Energy and food requirements of each person vary due to one’s physical requirement, based on the mode of job one performs or has to perform. Age, gender, height, weight, work-load, (living) life style, amenability or susceptibility to particular diseases or already acquired physical disorder(s) will determine how many calories are required for an individual. Region, climate, health status, food habits existing in a particular community also are taken into consideration, while prescribing a caloric-based dietary pattern/chart. According to WHO recommendations, 3000 calories for a male and 2000 for a female are considered adequate for a moderate activity. But actual requirement will depend essentially on the determining factors, stated above.

Proteins: Non-vegetarians get energy-giving carbohydrates from eggs, meat, fish, etc. vegetarians have to depend on milk and its derivatives, pulses, soyabeans etc. For an adult 10% per day of total calorie requirements (about 65-75 gms per day), but it must not fall below 40 gms in a meal-chart.

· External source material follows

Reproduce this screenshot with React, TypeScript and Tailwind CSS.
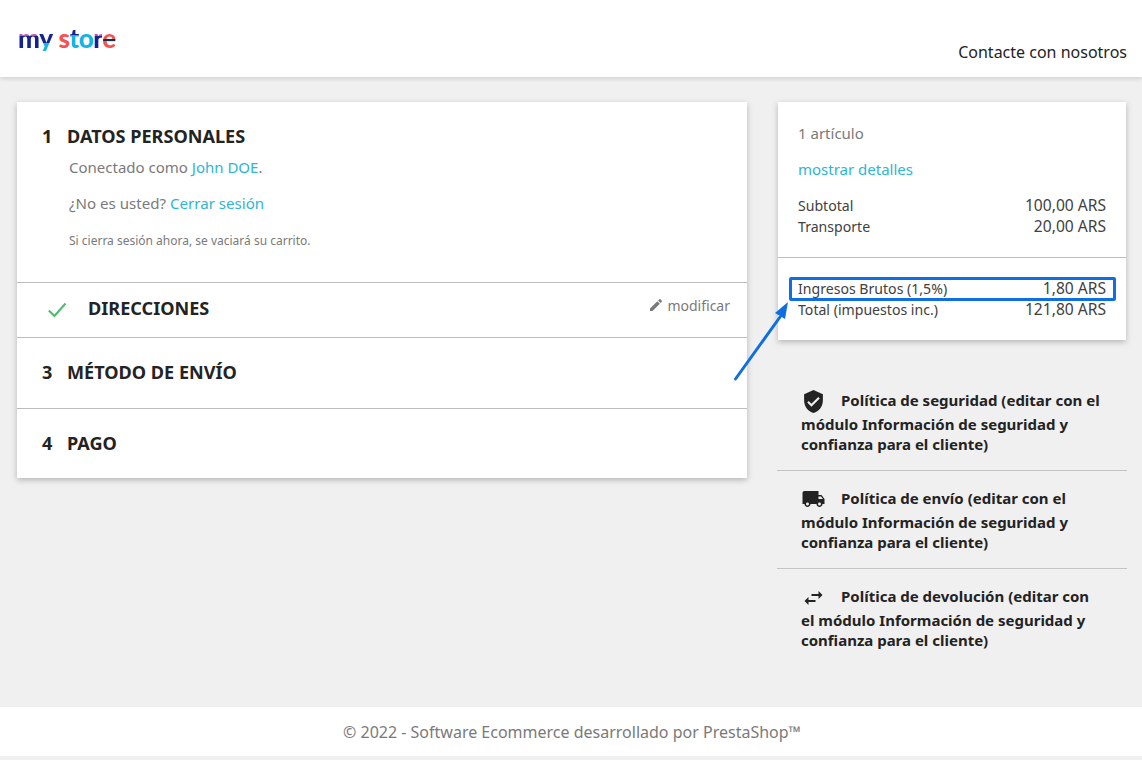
import type { ReactNode } from 'react'

const font = { fontFamily: '"Noto Sans", sans-serif' }

function Logo() {
  return (
    <div className="flex text-[26px] leading-none font-black tracking-[-0.6px] font-['Lato',sans-serif]">
      <span className="bg-[linear-gradient(180deg,#c94fa8_44%,#14238f_44%)] bg-clip-text text-transparent">m</span>
      <span className="mr-[6px] bg-[linear-gradient(180deg,#14238f_68%,#14b4e4_68%)] bg-clip-text text-transparent">y</span>
      <span className="text-[#f9504f]">s</span>
      <span className="bg-[linear-gradient(180deg,#14238f_38%,#14b4e4_38%)] bg-clip-text text-transparent">t</span>
      <span className="text-[#14b4e4]">o</span>
      <span className="bg-[linear-gradient(180deg,#c94fa8_44%,#14238f_44%)] bg-clip-text text-transparent">r</span>
      <span className="bg-[linear-gradient(180deg,#f9504f_52%,#10304f_52%,#10304f_62%,#f9504f_62%)] bg-clip-text text-transparent">e</span>
    </div>
  )
}

function Row({ label, value }: { label: string; value: string }) {
  return (
    <div className="flex h-[21px] items-center justify-between text-[14.1px] text-[#414141]">
      <span>{label}</span>
      <span className="text-[15.6px]">{value}</span>
    </div>
  )
}

function Policy({ icon, title, last }: { icon: ReactNode; title: string; last?: boolean }) {
  return (
    <div className={`h-[98px] px-6 pt-[17px] text-[15px] font-bold leading-[20px] text-[#232323] ${last ? '' : 'border-b border-[#c4c4c4]'}`}>
      <span className="inline-block h-[24px] w-[40px] align-top">{icon}</span>
      {title}
    </div>
  )
}

export default function App() {
  return (
    <div style={font} className="relative flex h-[760px] w-[1142px] flex-col overflow-hidden bg-[#f0f0f0]">
      <header className="flex h-[77px] shrink-0 justify-between bg-white pl-[18px] pr-[15px] shadow-[0_2px_4px_rgba(0,0,0,0.12)]">
        <div className="pt-[25px]"><Logo /></div>
        <span className="pt-[40px] text-[16px] text-[#232323]">Contacte con nosotros</span>
      </header>

      <main className="flex flex-1 items-start gap-[30px] pl-[17px] pt-[25px]">
        <section className="w-[730px] bg-white shadow-[0_2px_6px_rgba(0,0,0,0.25)]">
          <div className="h-[181px] border-b border-[#bdbdbd] pl-[25px] pt-[21px]">
            <div className="flex text-[18.1px] font-bold text-[#232323]">
              <span className="w-[25px]">1</span>
              <span>DATOS PERSONALES</span>
            </div>
            <p className="pl-[27px] pt-[6px] text-[15px] text-[#7a7a7a]">
              Conectado como <span className="text-[#2fb5d2]">John DOE</span>.
            </p>
            <p className="pl-[27px] pt-[13px] text-[15.1px] text-[#7a7a7a]">
              ¿No es usted? <span className="text-[#2fb5d2]">Cerrar sesión</span>
            </p>
            <p className="pl-[27px] pt-[18px] text-[12px] text-[#7a7a7a]">
              Si cierra sesión ahora, se vaciará su carrito.
            </p>
          </div>
          <div className="flex h-[55px] items-center border-b border-[#bdbdbd] pb-[3px] pl-[31px] pr-[17px]">
            <svg width="19" height="16" viewBox="0 0 19 16" fill="none" className="mt-[3px]">
              <path d="M0.8 8.5 L6.5 14 L17.5 1.5" stroke="#4cbb6c" strokeWidth="2" />
            </svg>
            <span className="ml-[21px] flex-1 text-[18.1px] font-bold text-[#232323]">DIRECCIONES</span>
            <span className="-mt-[7px] flex items-center gap-[3px] text-[14px] text-[#7a7a7a]">
              <svg width="16" height="16" viewBox="0 0 24 24" fill="#7a7a7a">
                <path d="M3 17.25V21h3.75L17.81 9.94l-3.75-3.75L3 17.25zM20.71 7.04c.39-.39.39-1.02 0-1.41l-2.34-2.34c-.39-.39-1.02-.39-1.41 0l-1.83 1.83 3.75 3.75 1.83-1.83z" />
              </svg>
              modificar
            </span>
          </div>
          <div className="flex h-[71px] items-center border-b border-[#bdbdbd] pl-[25px] text-[18.1px] font-bold text-[#232323]">
            <span className="w-[25px]">3</span>
            <span>MÉTODO DE ENVÍO</span>
          </div>
          <div className="flex h-[69px] items-center pl-[25px] text-[18.1px] font-bold text-[#232323]">
            <span className="w-[25px]">4</span>
            <span>PAGO</span>
          </div>
        </section>

        <aside className="w-[350px]">
          <div className="ml-[1px] h-[238px] w-[348px] bg-white shadow-[0_2px_6px_rgba(0,0,0,0.25)]">
            <div className="h-[156px] border-b border-[#bdbdbd] px-5 pt-[20px]">
              <p className="text-[15px] text-[#7a7a7a]">1 artículo</p>
              <p className="pt-[13px] text-[15px] text-[#2fb5d2]">mostrar detalles</p>
              <div className="pt-[15px]">
                <Row label="Subtotal" value="100,00 ARS" />
                <Row label="Transporte" value="20,00 ARS" />
              </div>
            </div>
            <div className="px-5 pt-[20px]">
              <Row label="Ingresos Brutos (1,5%)" value="1,80 ARS" />
              <Row label="Total (impuestos inc.)" value="121,80 ARS" />
            </div>
          </div>

          <div className="pt-[33px]">
            <Policy
              title="Política de seguridad (editar con el módulo Información de seguridad y confianza para el cliente)"
              icon={
                <svg width="25" height="25" viewBox="0 0 24 24" fill="#232323" className="-mt-[1px]">
                  <path d="M12 1L3 5v6c0 5.55 3.84 10.74 9 12 5.16-1.26 9-6.45 9-12V5l-9-4zm-2 16l-4-4 1.41-1.41L10 14.17l6.59-6.59L18 9l-8 8z" />
                </svg>
              }
            />
            <Policy
              title="Política de envío (editar con el módulo Información de seguridad y confianza para el cliente)"
              icon={
                <svg width="25" height="24" viewBox="0 0 24 24" fill="#232323" className="-mt-[1px]">
                  <path d="M20 8h-3V4H3c-1.1 0-2 .9-2 2v11h2c0 1.66 1.34 3 3 3s3-1.34 3-3h6c0 1.66 1.34 3 3 3s3-1.34 3-3h2v-5l-3-4zM6 18.5c-.83 0-1.5-.67-1.5-1.5s.67-1.5 1.5-1.5 1.5.67 1.5 1.5-.67 1.5-1.5 1.5zm13.5-9l1.96 2.5H17V9.5h2.5zm-1.5 9c-.83 0-1.5-.67-1.5-1.5s.67-1.5 1.5-1.5 1.5.67 1.5 1.5-.67 1.5-1.5 1.5z" />
                </svg>
              }
            />
            <Policy
              last
              title="Política de devolución (editar con el módulo Información de seguridad y confianza para el cliente)"
              icon={
                <svg width="25" height="24" viewBox="0 0 24 24" fill="#232323">
                  <path d="M6.99 11L3 15l3.99 4v-3H14v-2H6.99v-3zM21 9l-3.99-4v3H10v2h7.01v3L21 9z" />
                </svg>
              }
            />
          </div>
        </aside>
      </main>

      <footer className="mb-[4px] flex h-[49px] shrink-0 items-center justify-center bg-white pl-[2px] text-[16px] text-[#7a7a7a]">
        © 2022 - Software Ecommerce desarrollado por PrestaShop™
      </footer>

      {/* annotation over the summary */}
      <div className="absolute left-[789px] top-[277px] h-[24px] w-[327px] rounded-[2px] border-[3px] border-[#0f6fe0]" />
      <svg className="absolute left-[725px] top-[295px]" width="70" height="90" viewBox="0 0 70 90" fill="none">
        <path d="M10.5 84 L55 22" stroke="#0f6fe0" strokeWidth="3" strokeLinecap="round" />
        <path d="M63 7 L50 18 L60 24 Z" fill="#0f6fe0" />
      </svg>
    </div>
  )
}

Carbohydrates: These provide greater part of energy to a person’s diet; but no individual carbohydrate is an essential nutrient in the sense that the body needs it but cannot make it, for itself, from other nutrients (Davidson). If intake of carbohydrate falls below 100 gms per day, Ketosis may surface. Sugar is the main source of this nutrient which provides energy to body, followed by starch.

Vitamins: Vitamins ‘A’, ‘D’, ‘E’ and T are fat-soluble vitamins whereas vitamin ‘C (Ascorbic Acid), Vitamin B-complex group are ‘Water-soluble’ ones. Vitamins are organic substances in food which are required in small amounts but such vitamins cannot be sunthesised in adequate quantities. In all, there are twelve vitamins which have been demonstrated to have clinical effects in man. Vitamin-deficiency diseases are many and cannot be detailed here. Deficiency of a particular vitamin is bound to give rise to certain disorders which may appear in the form of a temporary problem of health.

Minerals etc.: In addition, Sodium, Potassium, Iron, Iodine, Chloride, Zinc, Calcium, etc. are also essential parts of daily food and their excess or decrease gives rise to many other disorders.

Fats: Due to the high caloric value fats are useful to people with a large energy expenditure. Moreover, they are helpful in cooking and making food appetising. Excess of fats causes obesity which, in turn, gives rise to killer diseases like hypertension, heart disorders. Fats are available, in plenty, from milk, clarified butter (ghee), butter, and other milk products, though most of those are rich in protein and calcium also.